Pour ce qui est de la dématérialisation des procédures, je suis tout à fait d'accord : comment imaginer que des gens divorcent sans jamais avoir vu un juge ? Certes, ils s'expriment par la voix de leur avocat, mais le fait qu'une décision soit rendue en l'absence de tout contact humain est indigne et source de frustration. Les justiciables doivent avoir le sentiment que l'institution judiciaire est à leur service et non l'inverse ! Un divorce est déjà, en soi, une épreuve insupportable. Il n'est pas admissible qu'on traite les gens comme des criminels, qu'on leur inflige une attente interminable dans une salle bondée et que tout se règle par des échanges de conclusions. La justice s'est bunkérisée ces dernières années, au point que les avocats ont parfois du mal à obtenir un rendez-vous avec le juge d'instruction. Quand le justiciable tombe sur un panneau indiquant que le juge ne reçoit pas les avocats et qu'il constate que le bureau dudit juge est situé à côté de celui du procureur, il ne peut avoir une bonne image de la justice. Je suis preneur de toute proposition visant à améliorer les relations entre le justiciable et la justice car chacun a à y gagner. En matière pénale, un bon verdict est celui qui a permis à tout le monde d'être entendu, le condamné comme la victime, afin qu'une décision équilibrée soit prononcée.

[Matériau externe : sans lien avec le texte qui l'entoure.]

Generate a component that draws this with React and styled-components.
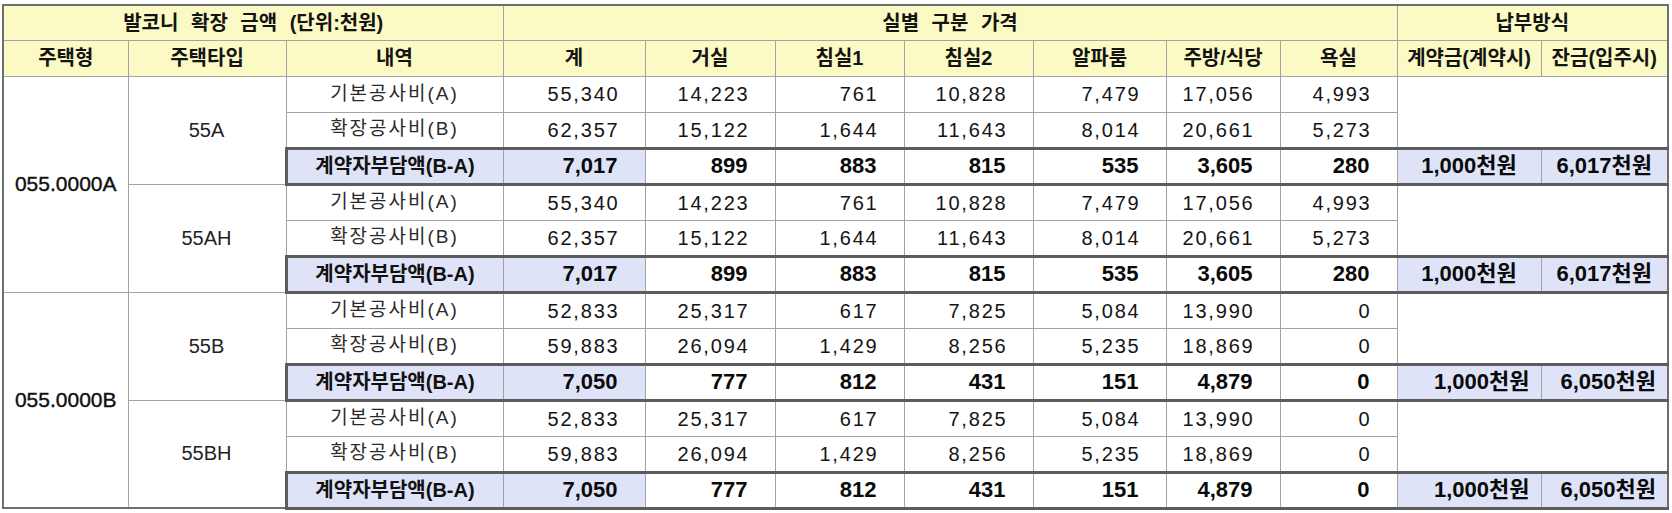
import React from "react";
import styled, { createGlobalStyle, css } from "styled-components";

const Global = createGlobalStyle`
  html, body { margin: 0; padding: 0; background: #ffffff; }
  #root { width: 1672px; }
`;

const THIN = "#a3a3a3";
const THICK = "#5c5c5c";
const YELLOW = "#fcfac4";
const PURPLE = "#dfe3f7";

const Page = styled.div`
  padding: 4px 0 0 2px;
`;

const Table = styled.table`
  border-collapse: collapse;
  table-layout: fixed;
  width: 1667px;
  border: 2px solid #6e6e6e;
  font-family: "Liberation Sans", "Noto Sans CJK KR", sans-serif;
  color: #111;
`;

const Col = styled.col`
  width: ${(p) => p.$w}px;
`;

const Row = styled.tr`
  height: ${(p) => p.$h}px;
`;

const HeadCell = styled.th`
  background: ${YELLOW};
  border: 1px solid ${THIN};
  padding: 0;
  font-family: "Liberation Sans", "Noto Sans CJK KR", sans-serif;
  font-weight: 700;
  font-size: 20px;
  line-height: 1.1;
  text-align: center;
  vertical-align: middle;
  color: #141414;
  ${(p) =>
    p.$wide &&
    css`
      word-spacing: 7px;
    `}
`;

const ModelCell = styled.td`
  border: 1px solid ${THIN};
  padding: 0;
  font-size: 21px;
  text-align: center;
  vertical-align: middle;
  color: #111;
  -webkit-text-stroke: 0.4px #111;
`;

const TypeCell = styled.td`
  border: 1px solid ${THIN};
  padding: 0;
  font-size: 20px;
  text-align: center;
  vertical-align: middle;
  color: #222;
`;

const ItemCell = styled.td`
  border: 1px solid ${THIN};
  padding: 0;
  text-align: center;
  vertical-align: middle;
  line-height: 1.1;
  white-space: nowrap;
  ${(p) =>
    p.$sum
      ? css`
          background: ${PURPLE};
          font-weight: 700;
          font-size: 20px;
          color: #111;
          border-top: 3px solid ${THICK};
          border-bottom: 3px solid ${THICK};
          border-left: 3px solid ${THICK};
        `
      : css`
          font-size: 19px;
          letter-spacing: 2px;
          color: #2a2a2a;
        `}
`;

const NumCell = styled.td`
  border: 1px solid ${THIN};
  text-align: right;
  vertical-align: middle;
  line-height: 1.1;
  white-space: nowrap;
  ${(p) =>
    p.$sum
      ? css`
          font-weight: 700;
          font-size: 22px;
          padding: 0 27px 0 0;
          color: #0a0a0a;
          background: ${p.$tint ? PURPLE : "#ffffff"};
          border-top: 3px solid ${THICK};
          border-bottom: 3px solid ${THICK};
        `
      : css`
          font-size: 20px;
          letter-spacing: 1.8px;
          padding: 0 25px 0 0;
          color: #141414;
        `}
`;

const BlankPay = styled.td`
  border: 1px solid ${THIN};
  padding: 0;
`;

const PayCell = styled.td`
  border: 1px solid ${THIN};
  border-top: 3px solid ${THICK};
  border-bottom: 3px solid ${THICK};
  background: ${PURPLE};
  font-weight: 700;
  font-size: 22px;
  line-height: 1.1;
  white-space: nowrap;
  vertical-align: middle;
  color: #0a0a0a;
  text-align: ${(p) => (p.$align === "right" ? "right" : "center")};
  padding: ${(p) => (p.$align === "right" ? "0 11px 0 0" : "0")};
`;

const COLS = [125, 158, 217, 142, 130, 129, 129, 133, 114, 117, 144, 127];

const A_TYPE = {
  base: [55340, 14223, 761, 10828, 7479, 17056, 4993],
  ext: [62357, 15122, 1644, 11643, 8014, 20661, 5273],
  diff: [7017, 899, 883, 815, 535, 3605, 280],
  pay: ["1,000천원", "6,017천원"],
};
const B_TYPE = {
  base: [52833, 25317, 617, 7825, 5084, 13990, 0],
  ext: [59883, 26094, 1429, 8256, 5235, 18869, 0],
  diff: [7050, 777, 812, 431, 151, 4879, 0],
  pay: ["1,000천원", "6,050천원"],
};

const GROUPS = [
  {
    model: "055.0000A",
    align: "center",
    types: [
      { name: "55A", ...A_TYPE },
      { name: "55AH", ...A_TYPE },
    ],
  },
  {
    model: "055.0000B",
    align: "right",
    types: [
      { name: "55B", ...B_TYPE },
      { name: "55BH", ...B_TYPE },
    ],
  },
];

const fmt = (n) => n.toLocaleString("en-US");

function TypeBlock({ group, type, first }) {
  return (
    <>
      <Row $h={36}>
        {first && <ModelCell rowSpan={6}>{group.model}</ModelCell>}
        <TypeCell rowSpan={3}>{type.name}</TypeCell>
        <ItemCell>기본공사비(A)</ItemCell>
        {type.base.map((v, i) => (
          <NumCell key={i}>{fmt(v)}</NumCell>
        ))}
        <BlankPay colSpan={2} rowSpan={2} />
      </Row>
      <Row $h={36}>
        <ItemCell>확장공사비(B)</ItemCell>
        {type.ext.map((v, i) => (
          <NumCell key={i}>{fmt(v)}</NumCell>
        ))}
      </Row>
      <Row $h={36}>
        <ItemCell $sum>계약자부담액(B-A)</ItemCell>
        {type.diff.map((v, i) => (
          <NumCell key={i} $sum $tint={i === 0}>
            {fmt(v)}
          </NumCell>
        ))}
        <PayCell $align={group.align}>{type.pay[0]}</PayCell>
        <PayCell $align={group.align}>{type.pay[1]}</PayCell>
      </Row>
    </>
  );
}

export default function App() {
  return (
    <>
      <Global />
      <Page>
        <Table>
          <colgroup>
            {COLS.map((w, i) => (
              <Col key={i} $w={w} />
            ))}
          </colgroup>
          <thead>
            <Row $h={35}>
              <HeadCell colSpan={3} $wide>
                발코니 확장 금액 (단위:천원)
              </HeadCell>
              <HeadCell colSpan={7} $wide>
                실별 구분 가격
              </HeadCell>
              <HeadCell colSpan={2}>납부방식</HeadCell>
            </Row>
            <Row $h={36}>
              <HeadCell>주택형</HeadCell>
              <HeadCell>주택타입</HeadCell>
              <HeadCell>내역</HeadCell>
              <HeadCell>계</HeadCell>
              <HeadCell>거실</HeadCell>
              <HeadCell>침실1</HeadCell>
              <HeadCell>침실2</HeadCell>
              <HeadCell>알파룸</HeadCell>
              <HeadCell>주방/식당</HeadCell>
              <HeadCell>욕실</HeadCell>
              <HeadCell>계약금(계약시)</HeadCell>
              <HeadCell>잔금(입주시)</HeadCell>
            </Row>
          </thead>
          <tbody>
            {GROUPS.map((g) =>
              g.types.map((t, ti) => (
                <TypeBlock key={t.name} group={g} type={t} first={ti === 0} />
              ))
            )}
          </tbody>
        </Table>
      </Page>
    </>
  );
}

J'étais contre la rétention de sûreté pour les actes de terrorisme car j'estimais qu'on n'avait pas à condamner un homme pour des actes qu'il était seulement susceptible de commettre. Cependant, j'ai pris conscience du fait que, même s'il est en liberté après avoir purgé sa peine, un terroriste sera suivi par les services de renseignement. Je soutiendrai donc la proposition de loi examinée demain par le Sénat. D'une part, la solution que vous défendez a le mérite de clarifier la situation ; d'autre part, le port d'un bracelet n'est pas l'enfermement.